Data listing:
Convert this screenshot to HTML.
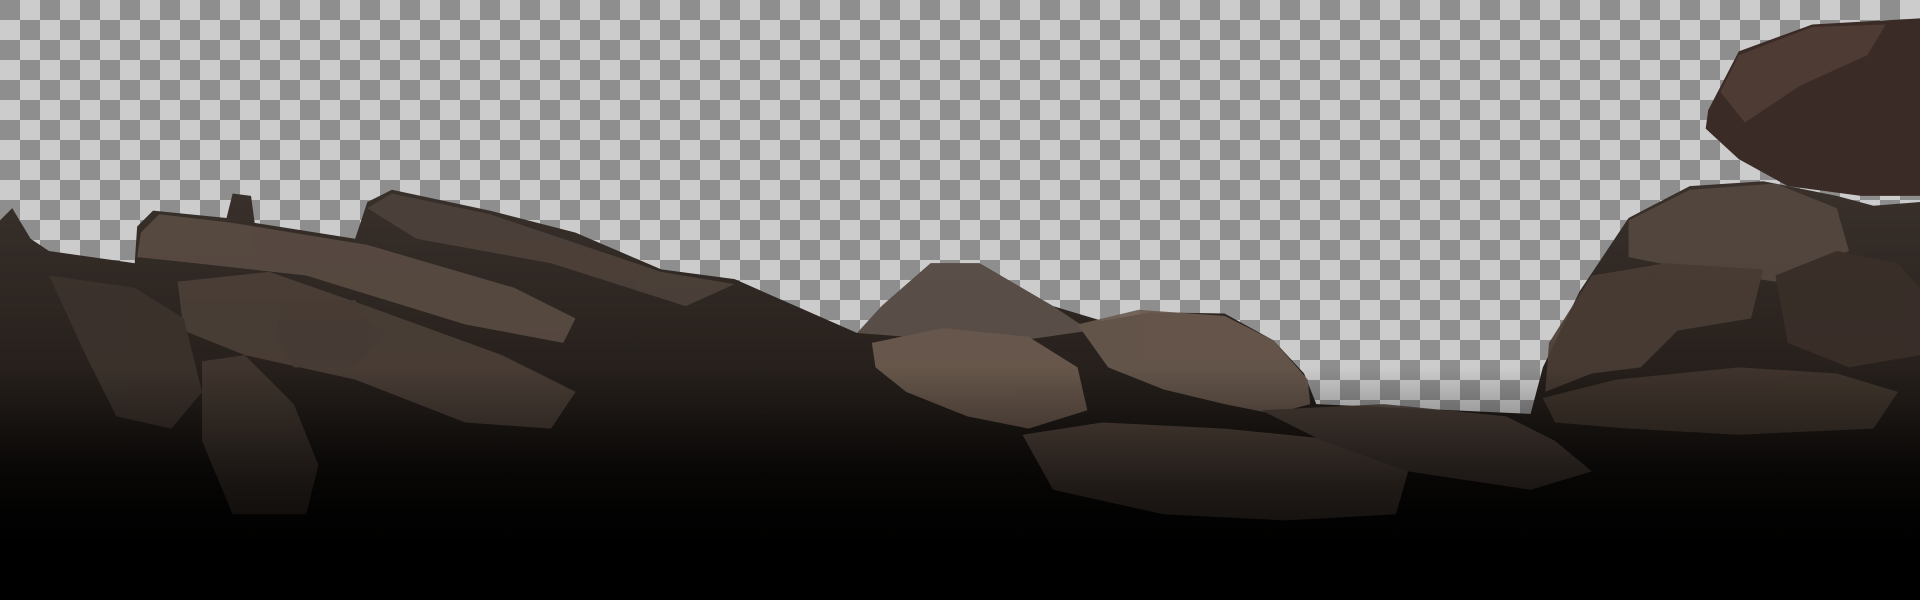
<!DOCTYPE html>
<html><head><meta charset="utf-8"><style>
html,body{margin:0;padding:0;width:1920px;height:600px;overflow:hidden;}
body{background-color:#cccccc;background-image:linear-gradient(45deg,#8e8e8e 25%,transparent 25%,transparent 75%,#8e8e8e 75%),linear-gradient(45deg,#8e8e8e 25%,transparent 25%,transparent 75%,#8e8e8e 75%);background-size:40px 40px;background-position:20px 0,0 20px;}
svg{position:absolute;left:0;top:0;}
</style></head><body>
<svg width="1920" height="600" viewBox="0 0 1568 490" preserveAspectRatio="none">
<defs>
<linearGradient id="g" x1="0" y1="0" x2="0" y2="1">
<stop offset="0" stop-color="#3a312c"/><stop offset="0.55" stop-color="#221c18"/><stop offset="0.78" stop-color="#0a0807"/><stop offset="1" stop-color="#000"/>
</linearGradient>
<linearGradient id="f" x1="0" y1="0" x2="0" y2="1">
<stop offset="0" stop-color="#000" stop-opacity="0"/><stop offset="0.5" stop-color="#000" stop-opacity="0.6"/><stop offset="1" stop-color="#000"/>
</linearGradient>
</defs>
<path fill="url(#g)" d="M0,180 L10,170 L25,195 L40,205 L110,215 L112,185 L125,172 L185,178 L190,158 L205,160 L208,182 L290,195 L300,165 L320,155 L400,172 L470,190 L540,220 L600,228 L650,250 L700,272 L720,250 L760,215 L800,215 L860,250 L900,262 L940,255 L1000,256 L1040,278 L1065,305 L1075,330 L1250,338 L1260,300 L1290,238 L1330,178 L1380,152 L1440,148 L1500,160 L1530,168 L1568,165 L1568,490 L0,490 Z"/>
<path fill="#3b2b26" d="M1395,90 L1420,42 L1480,20 L1568,15 L1568,160 L1520,160 L1460,152 L1420,130 L1393,105 Z"/>
<path fill="#4e3b34" d="M1405,75 L1420,45 L1480,22 L1540,20 L1525,45 L1470,70 L1425,100 Z"/>
<g opacity="0.9">
<path fill="#5a4c43" d="M115,190 L130,175 L190,182 L300,200 L420,235 L470,260 L460,280 L380,265 L250,225 L160,215 L112,210 Z"/>
<path fill="#4e423b" d="M300,170 L320,158 L400,175 L540,222 L600,232 L560,250 L450,215 L340,195 Z"/>
<path fill="#5e534c" d="M700,272 L720,250 L760,215 L800,215 L860,250 L890,270 L820,280 L740,275 Z"/>
<path fill="#6e5c50" d="M712,280 L770,268 L840,275 L880,300 L888,335 L840,350 L790,340 L740,320 L715,300 Z"/>
<path fill="#6a5a4f" d="M880,265 L930,253 L1000,258 L1040,278 L1068,310 L1070,330 L1040,338 L1000,330 L950,318 L905,300 Z"/>
<path fill="#4c4038" d="M145,230 L220,222 L300,250 L410,290 L470,320 L450,350 L380,345 L290,310 L200,290 L150,270 Z"/>
<path fill="#4a3e37" d="M230,250 L290,245 L310,275 L290,300 L240,300 L225,275 Z"/>
<path fill="#423730" d="M165,295 L200,290 L240,330 L260,380 L250,420 L190,420 L165,360 Z"/>
<path fill="#3d332d" d="M40,225 L110,235 L150,260 L165,320 L140,350 L95,340 L70,290 Z"/>
<path fill="#5a4a41" d="M835,355 L900,345 L1000,350 L1100,360 L1150,385 L1140,420 L1050,425 L950,420 L860,400 Z"/>
<path fill="#4d4039" d="M1030,335 L1130,330 L1230,340 L1270,360 L1300,385 L1250,400 L1150,385 L1080,360 Z"/>
<path fill="#554840" d="M1330,180 L1380,155 L1450,150 L1500,170 L1510,205 L1450,230 L1380,220 L1330,210 Z"/>
<path fill="#4a3d35" d="M1265,280 L1300,225 L1360,215 L1440,220 L1430,260 L1370,270 L1340,300 L1300,305 L1262,320 Z"/>
<path fill="#43372f" d="M1260,325 L1320,310 L1420,300 L1500,305 L1550,320 L1530,350 L1420,355 L1330,350 L1270,345 Z"/>
<path fill="#3a2f29" d="M1450,225 L1500,205 L1550,215 L1568,235 L1568,290 L1510,300 L1460,280 Z"/>
</g>
<rect x="0" y="300" width="1568" height="190" fill="url(#f)"/>
<rect x="0" y="440" width="1568" height="50" fill="#000"/>
</svg>
</body></html>
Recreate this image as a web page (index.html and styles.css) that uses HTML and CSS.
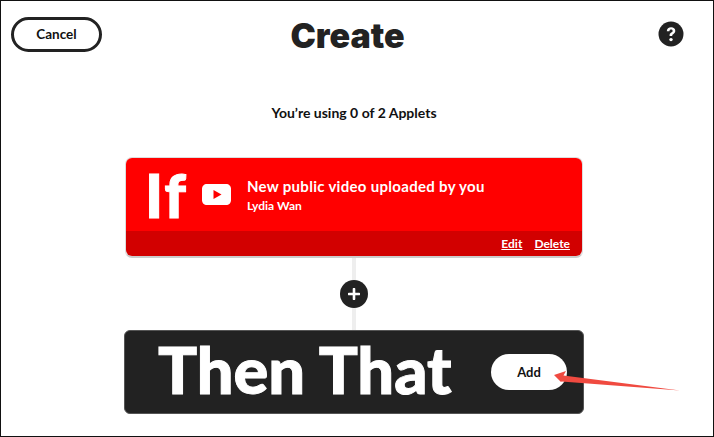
FILE: index.html
```html
<!DOCTYPE html>
<html lang="en">
<head>
    <meta charset="UTF-8">
    <meta name="viewport" content="width=device-width, initial-scale=1.0">
    <title>Create</title>
    <link rel="stylesheet" href="styles.css">
</head>
<body>
    <div class="page">
        <header class="header">
            <div class="header-left">
                <button class="cancel-btn">Cancel</button>
            </div>
            <h1>Create</h1>
            <div class="header-right">
                <svg class="help-icon" viewBox="0 0 26 26" width="26" height="26">
                    <circle cx="13" cy="13" r="12.5" fill="#222"/>
                    <path d="M8.800 10.200c0-2.600 1.900-4 4.300-4s4.200 1.400 4.200 3.600c0 1.700-.9 2.600-2.100 3.400-.8.500-1 .9-1 1.800h-2.600c-.1-1.700.4-2.600 1.600-3.400.9-.6 1.400-1 1.400-1.700 0-.8-.6-1.300-1.500-1.300-1 0-1.600.6-1.700 1.600z" fill="#fff"/>
                    <circle cx="13" cy="18.600" r="1.700" fill="#fff"/>
                </svg>
            </div>
        </header>
        <p class="usage">You’re using 0 of 2 Applets</p>
        <section class="if-card">
            <div class="if-main">
                <span class="if-word">If</span>
                <svg class="yt-icon" viewBox="0 0 29 21" width="29" height="21">
                    <path d="M5 0h19c3 0 5 2 5 5v11c0 3-2 5-5 5H5c-3 0-5-2-5-5V5c0-3 2-5 5-5z" fill="#fff"/>
                    <path d="M11.500 6l8 4.500-8 4.500z" fill="#f00"/>
                </svg>
                <div class="if-text">
                    <div class="if-title">New public video uploaded by you</div>
                    <div class="if-owner">Lydia Wan</div>
                </div>
            </div>
            <div class="if-footer">
                <a href="#">Edit</a>
                <a href="#">Delete</a>
            </div>
        </section>
        <div class="connector">
            <span class="plus">
                <svg viewBox="0 0 12 12" width="12" height="12">
                    <path d="M6 1v10M1 6h10" stroke="#fff" stroke-width="2.600" stroke-linecap="round"/>
                </svg>
            </span>
        </div>
        <section class="then-card">
            <span class="then-word">Then That</span>
            <button class="add-btn">Add</button>
        </section>
    </div>
    <!-- annotation drawn on top of the screenshot -->
    <svg class="arrow" viewBox="0 0 714 437" width="714" height="437">
        <path d="M554 375L566 371L563.500 375.500L680 390.500L561.500 381.500L561 382z" fill="#f04a40"/>
    </svg>
</body>
</html>
```

FILE: styles.css
```css
html, body {
    margin: 0;
    padding: 0;
    height: 100%;
    overflow: hidden;
}
body {
    font-family: Lato, Arial, sans-serif;
    font-weight: 700;
    color: #222;
    background: white;
}
.page {
    box-sizing: border-box;
    width: 714px;
    height: 437px;
    border: 1px solid #111;
    padding-right: 6px;
    display: flex;
    flex-direction: column;
    align-items: center;
}
.header {
    width: 100%;
    display: grid;
    grid-template-columns: 1fr auto 1fr;
    padding: 16px 23px 0 10px;
    box-sizing: border-box;
    height: 75px;
}
.header h1 {
    margin: 0;
    font-family: Inter, Lato, sans-serif;
    font-size: 34px;
    font-weight: 900;
    line-height: 38px;
}
.header-right {
    display: flex;
    justify-content: flex-end;
    padding-top: 4px;
}
.help-icon {
    display: block;
}
.cancel-btn {
    width: 91px;
    height: 35px;
    background: white;
    border: 3px solid #222;
    border-radius: 18px;
    font-family: inherit;
    font-size: 13.5px;
    font-weight: 700;
    color: #111;
    padding: 0 0 2px;
}
.usage {
    margin: 0;
    padding-top: 29px;
    font-size: 14px;
    line-height: 16px;
    height: 52px;
    color: #111;
}
.if-card {
    box-sizing: border-box;
    width: 458px;
    height: 101px;
    border: 1px solid #ddd;
    border-bottom: 2px solid #ccc;
    border-radius: 7px;
    display: flex;
    flex-direction: column;
    color: white;
}
.if-main {
    flex: 1;
    background: #f00;
    border-radius: 6px 6px 0 0;
    display: flex;
    align-items: center;
    padding-left: 19px;
}
.if-word {
    font-size: 60px;
    font-weight: 900;
    line-height: 70px;
    letter-spacing: 2px;
    margin-right: 14px;
    -webkit-text-stroke: 1px white;
}
.yt-icon {
    display: block;
    margin-right: 16px;
}
.if-title {
    font-size: 15px;
    line-height: 18px;
    letter-spacing: 0.3px;
}
.if-owner {
    font-size: 12px;
    line-height: 14px;
    margin-top: 4px;
}
.if-footer {
    height: 25px;
    background: #d20000;
    border-radius: 0 0 6px 6px;
    display: flex;
    justify-content: flex-end;
    align-items: center;
    gap: 12px;
    padding-right: 12px;
    font-size: 12px;
}
.if-footer a {
    color: white;
}
.connector {
    width: 4px;
    height: 72px;
    background: #eee;
    display: flex;
    justify-content: center;
    align-items: center;
}
.connector .plus {
    flex: none;
    width: 28px;
    height: 28px;
    border-radius: 50%;
    background: #222;
    display: flex;
    justify-content: center;
    align-items: center;
}
.then-card {
    box-sizing: border-box;
    width: 460px;
    height: 84px;
    background: #222;
    border: 1px solid #555;
    border-radius: 6px;
    display: flex;
    align-items: center;
    justify-content: space-between;
    padding: 0 16px 0 33px;
    color: white;
}
.then-word {
    font-size: 65px;
    font-weight: 900;
    line-height: 80px;
    margin-bottom: 6px;
    -webkit-text-stroke: 1px white;
}
.add-btn {
    width: 76px;
    height: 36px;
    background: white;
    border: none;
    border-radius: 18px;
    font-family: inherit;
    font-size: 13px;
    font-weight: 700;
    color: #111;
    padding: 0;
}
.arrow {
    position: absolute;
    left: 0;
    top: 0;
    pointer-events: none;
}
```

What is needed:
Extract each line holding the word "image" from the records.

Output below:
body{background-color:#cccccc;background-image:linear-gradient(45deg,#8e8e8e 25%,transparent 25%,transparent 75%,#8e8e8e 75%),linear-gradient(45deg,#8e8e8e 25%,transparent 25%,transparent 75%,#8e8e8e 75%);background-size:40px 40px;background-position:20px 0,0 20px;}
Recreate this image as a web page (index.html and styles.css) that uses HTML and CSS.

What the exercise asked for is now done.